I wonder if part of it is that we over-estimate how much a little dog should eat, while owners of big dogs under-estimate it? It is a mystery to me though.However, Kodee is on the thin side whereas the hoover lab was on the fat side!
7th May 2007, 12:39 AM
However, Kodee is on the thin side whereas the hoover lab was on the fat side!

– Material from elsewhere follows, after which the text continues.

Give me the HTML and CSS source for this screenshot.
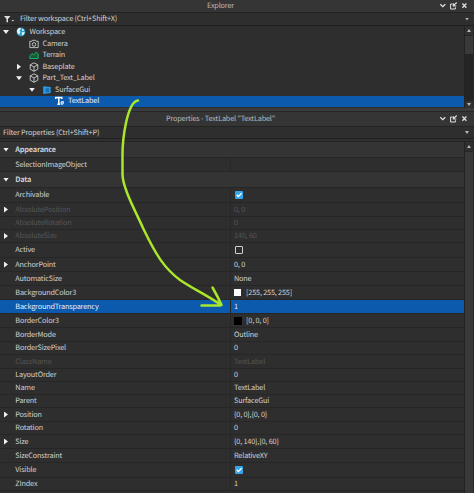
FILE: index.html
```
<!DOCTYPE html>
<html lang="en">
<head>
<meta charset="utf-8">
<title>Explorer</title>
<link rel="stylesheet" href="styles.css">
</head>
<body>
<svg class="defs" width="0" height="0">
  <symbol id="controls" viewBox="0 0 30 12"><g fill="none" stroke="#e2e2e2" stroke-width="1.3"><path d="M3.3 4.3 5.8 6.7 8.3 4.3M25.4 3.5 29.4 7.7M29.4 3.5 25.4 7.7"/><path d="M15.5 4H13.6V9H18.4V7.3" stroke-width="1"/><path d="M19.7 2.5 16.5 5.7M16.3 3.3V6H19.3" stroke-width="1.1"/></g></symbol>
  <symbol id="cube" viewBox="0 0 10 10"><path d="M5 .8 8.8 2.8V7.2L5 9.3 1.2 7.2V2.8ZM1.2 2.8 5 5 8.8 2.8M5 5V9.3" fill="none" stroke="#d8d8d8" stroke-width=".85"/></symbol>
  <symbol id="check" viewBox="0 0 8 8"><rect width="8" height="8" rx="1" fill="#35a5e8"/><path d="M1.7 3.8 3.4 5.5 6.6 2.3" fill="none" stroke="#fff" stroke-width="1.3"/></symbol>
</svg>
<section class="panel explorer">
  <header class="title"><span>Explorer</span><svg class="controls"><use href="#controls"/></svg></header>
  <div class="filter">
    <svg class="funnel" viewBox="0 0 12 8"><path d="M0 1H6.4L4 4V7.2H2.5V4Z" fill="#ddd"/><path d="M7.5 5H10.3L8.9 6.5Z" fill="#ccc"/></svg>
    <span>Filter workspace (Ctrl+Shift+X)</span><i class="drop"></i>
  </div>
  <div class="view">
    <div class="tree">
      <div class="node"><i class="open"></i><svg class="icon" viewBox="0 0 10 10"><circle cx="5" cy="5" r="4.4" fill="#2e9acb"/><path d="M1 3Q2 .8 4.3.8L5 2 3.5 3.8 4.5 5 3 7.8Q1 6.4.8 4ZM6 2 8.3 2.8 7.7 4 6 3.7ZM5.7 5.2 8.8 5 7.8 7.8 6 8.5Z" fill="#d8f4f6"/></svg><span>Workspace</span></div>
      <div class="node l1"><i></i><svg class="icon" viewBox="0 0 10 10"><path d="M.8 2.3H2.8L3.4 1.3H6.6L7.2 2.3H9.2V8.6H.8Z" fill="none" stroke="#ccc" stroke-width=".9"/><circle cx="5" cy="5.4" r="1.8" fill="none" stroke="#ccc" stroke-width=".9"/></svg><span>Camera</span></div>
      <div class="node l1"><i></i><svg class="icon" viewBox="0 0 10 10"><path d="M.8 8.5V6L3.1 3.5 4.8 5 7.3 2 9.2 3.8V8.5Z" fill="#185b3a" stroke="#19ad68" stroke-width="1"/></svg><span>Terrain</span></div>
      <div class="node l1"><i class="closed"></i><svg class="icon"><use href="#cube"/></svg><span>Baseplate</span></div>
      <div class="node l1"><i class="open"></i><svg class="icon"><use href="#cube"/></svg><span>Part_Text_Label</span></div>
      <div class="node l2"><i class="open"></i><svg class="icon" viewBox="0 0 10 10"><path d="M1.2 1.3 8.7 2V8.1L1.2 9Z" fill="#2d9be5"/><path d="M3.5 3.2H7.3V7.2H3.5Z" fill="#1673b8"/></svg><span>SurfaceGui</span></div>
      <div class="node l3 selected"><i></i><svg class="icon" viewBox="0 0 10 10"><path d="M.7 3V1.6H6.8V3M3.8 1.7V8.3M2.4 8.3H5.2" fill="none" stroke="#fff" stroke-width="1.5"/><path d="M6 5.8 8.4 5.4V7.6L7.2 8.8 6 7.8Z" fill="#9fc3ea" stroke="#fff" stroke-width=".7"/></svg><span>TextLabel</span></div>
    </div>
    <div class="scroll"><b class="up"></b><div class="thumb"></div><b class="down"></b></div>
  </div>
</section>
<section class="panel properties">
  <header class="title"><span>Properties - TextLabel "TextLabel"</span><svg class="controls"><use href="#controls"/></svg></header>
  <div class="filter"><span>Filter Properties (Ctrl+Shift+P)</span><i class="drop"></i></div>
  <div class="view">
    <div class="grid">
      <div class="row group"><i class="open"></i><span>Appearance</span></div>
      <div class="row"><i></i><span>SelectionImageObject</span><em></em></div>
      <div class="row group"><i class="open"></i><span>Data</span></div>
      <div class="row"><i></i><span>Archivable</span><em><svg class="check"><use href="#check"/></svg></em></div>
      <div class="row dim"><i class="closed"></i><span>AbsolutePosition</span><em>0, 0</em></div>
      <div class="row dim"><i></i><span>AbsoluteRotation</span><em>0</em></div>
      <div class="row dim"><i class="closed"></i><span>AbsoluteSize</span><em>140, 60</em></div>
      <div class="row"><i></i><span>Active</span><em><b class="box"></b></em></div>
      <div class="row"><i class="closed"></i><span>AnchorPoint</span><em>0, 0</em></div>
      <div class="row"><i></i><span>AutomaticSize</span><em>None</em></div>
      <div class="row"><i></i><span>BackgroundColor3</span><em><b class="swatch white"></b>[255, 255, 255]</em></div>
      <div class="row selected"><i></i><span>BackgroundTransparency</span><em>1</em></div>
      <div class="row"><i></i><span>BorderColor3</span><em><b class="swatch"></b>[0, 0, 0]</em></div>
      <div class="row"><i></i><span>BorderMode</span><em>Outline</em></div>
      <div class="row"><i></i><span>BorderSizePixel</span><em>0</em></div>
      <div class="row dim"><i></i><span>ClassName</span><em>TextLabel</em></div>
      <div class="row"><i></i><span>LayoutOrder</span><em>0</em></div>
      <div class="row"><i></i><span>Name</span><em>TextLabel</em></div>
      <div class="row"><i></i><span>Parent</span><em>SurfaceGui</em></div>
      <div class="row"><i class="closed"></i><span>Position</span><em>{0, 0},{0, 0}</em></div>
      <div class="row"><i></i><span>Rotation</span><em>0</em></div>
      <div class="row"><i class="closed"></i><span>Size</span><em>{0, 140},{0, 60}</em></div>
      <div class="row"><i></i><span>SizeConstraint</span><em>RelativeXY</em></div>
      <div class="row"><i></i><span>Visible</span><em><svg class="check"><use href="#check"/></svg></em></div>
      <div class="row"><i></i><span>ZIndex</span><em>1</em></div>
    </div>
    <div class="scroll"><b class="up"></b><div class="thumb"></div></div>
  </div>
</section>
<svg class="arrow" viewBox="0 0 474 493"><path d="M138 100.5C127 102 122.5 139 122.5 155V174C122.5 188 136 212 143 228C156 255 164 268 180 280C195 290 210 297 221 305M212.5 287.5Q218 297 221.5 305M201.5 305.5H217Q220 305.5 221.5 305" fill="none" stroke="#aae62b" stroke-width="2.5" stroke-linecap="round" stroke-linejoin="round"/></svg>
</body>
</html>
```
FILE: styles.css
```
* { box-sizing: border-box; }
body {
  margin: 0;
  width: 474px;
  height: 493px;
  overflow: hidden;
  background: #292929;
  color: #d0d0d0;
  font: 7.3px/12px "Noto Sans CJK SC", "Noto Sans", sans-serif;
  letter-spacing: -.18px;
  text-rendering: geometricPrecision;
}
.defs { position: absolute; }
.panel { display: flex; flex-direction: column; }
.explorer { height: 108px; }
.properties { height: 385px; border-top: 3px solid #3b3b3b; }
.title {
  display: grid;
  grid-template-columns: 34px 1fr 34px;
  align-items: center;
  height: 13px;
  padding-right: 3px;
  background: #353535;
  color: #bababa;
  border-bottom: 1px solid #232323;
}
.title span { grid-column: 2; margin-left: -28px; padding-right: 2px; text-align: center; }
.controls { width: 30px; height: 12px; }
.properties .title { height: 16px; border-top: 1px solid #272727; }
.filter {
  display: flex;
  align-items: center;
  height: 13px;
  padding: 0 5px 0 4px;
  background: #2e2e2e;
  border-bottom: 1px solid #1f1f1f;
}
.properties .filter { padding-left: 3px; height: 12px; }
.funnel { width: 12px; height: 8px; margin-right: 4px; }
i { flex: none; width: 6px; height: 6px; }
.open::before, .closed::before, .drop::before, .up::before, .down::before {
  content: "";
  display: block;
  width: 6px;
  height: 4px;
  background: #f0f0f0;
  clip-path: polygon(0 0, 100% 0, 50% 100%);
}
.open::before { margin-top: 1px; }
.closed::before { width: 4px; height: 6px; margin-left: 1px; clip-path: polygon(0 0, 100% 50%, 0 100%); }
.drop { margin-left: auto; width: 4px; height: 3px; }
.drop::before, .up::before, .down::before { width: 4px; height: 3px; background: #b5b5b5; }
.up::before { clip-path: polygon(50% 0, 100% 100%, 0 100%); }
.view { display: flex; flex: 1; min-height: 0; }
.tree { flex: 1; background: #2e2e2e; }
.node { display: flex; align-items: center; height: 11.5px; padding-left: 3px; white-space: nowrap; }
.node:first-child { height: 12px; }
.l1 { padding-left: 16px; }
.l2 { padding-left: 29px; }
.l3 { padding-left: 42px; }
.icon { flex: none; width: 10px; height: 10px; margin: 0 3.5px 0 7px; }
.l2 .icon, .l3 .icon { margin-right: 3px; }
.selected { background: #0b5aae; color: #e6eef7; }
.scroll {
  display: flex;
  flex-direction: column;
  width: 9px;
  margin-right: 1px;
  background: #242424;
  border-left: 1px solid #222;
}
.up, .down { display: grid; place-items: center; height: 9px; background: #303030; }
.down { margin-top: auto; height: 7px; }
.thumb { height: 19px; background: #393939; border-top: 1px solid #252525; }
.properties .view { margin-top: 2px; border-top: 1px solid #222; box-shadow: 0 -2px #303030; }
.properties .thumb { flex: 1; }
.grid {
  flex: 1;
  display: grid;
  grid-template-rows: 16px 14px 16px 15px 14px 13px 13px 15px 14px 14px 14px 14px 14px 14px 13px 14px 13px 13px 13px 14px 13px 14px 14px 15px 13px;
  background: #2e2e2e;
}
.row {
  display: grid;
  grid-template-columns: 9px 218px 1fr;
  align-items: center;
  padding-left: 3px;
  border-bottom: 1px solid #262626;
  white-space: nowrap;
}
.row span { padding-left: 3.3px; }
.row em {
  display: flex;
  align-items: center;
  align-self: stretch;
  padding-left: 3px;
  border-left: 1px solid #272727;
  font-style: normal;
}
.group { background: #343434; font-weight: 700; }
.dim { color: #555; }
.check { width: 8px; height: 8px; margin-left: 1px; }
.box { width: 8px; height: 8px; margin-left: 1px; border: 1px solid #d0d0d0; border-radius: 1px; }
.swatch { width: 8px; height: 8px; margin-right: 4px; background: #000; }
.white { width: 7px; height: 7px; margin-right: 5px; background: #fff; }
.arrow { position: absolute; inset: 0; width: 474px; height: 493px; pointer-events: none; }
```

Yer, that kind of blows that theory out of the water doesn't it. :fool:
8th May 2007, 07:51 PM
Bailey did this around 5 months old, and then after about a month I think he went back to eating normally. Maybe it did have to do with teething, I'm not sure. Now at 11 months, he will eat like a little in the mid-morning and will have a biscuit or two, and then he eats the majority of the food in the evening at like 5 or 6pm. He's just not too interested in his food during the day for some reason. I would just offer meals still, and he may go back to eating the way he was.
9th May 2007, 04:56 AM
Yeah, you know I think it probably is due to his teething. Poor little mite gets all excited about getting his morning biscuit & then just spends the next hour playing with it. I think his mouth is sore and I noticed that he has some new little teeth coming through, and some other bare patches that are really red & sore looking. And he is dribbling. Poor baby!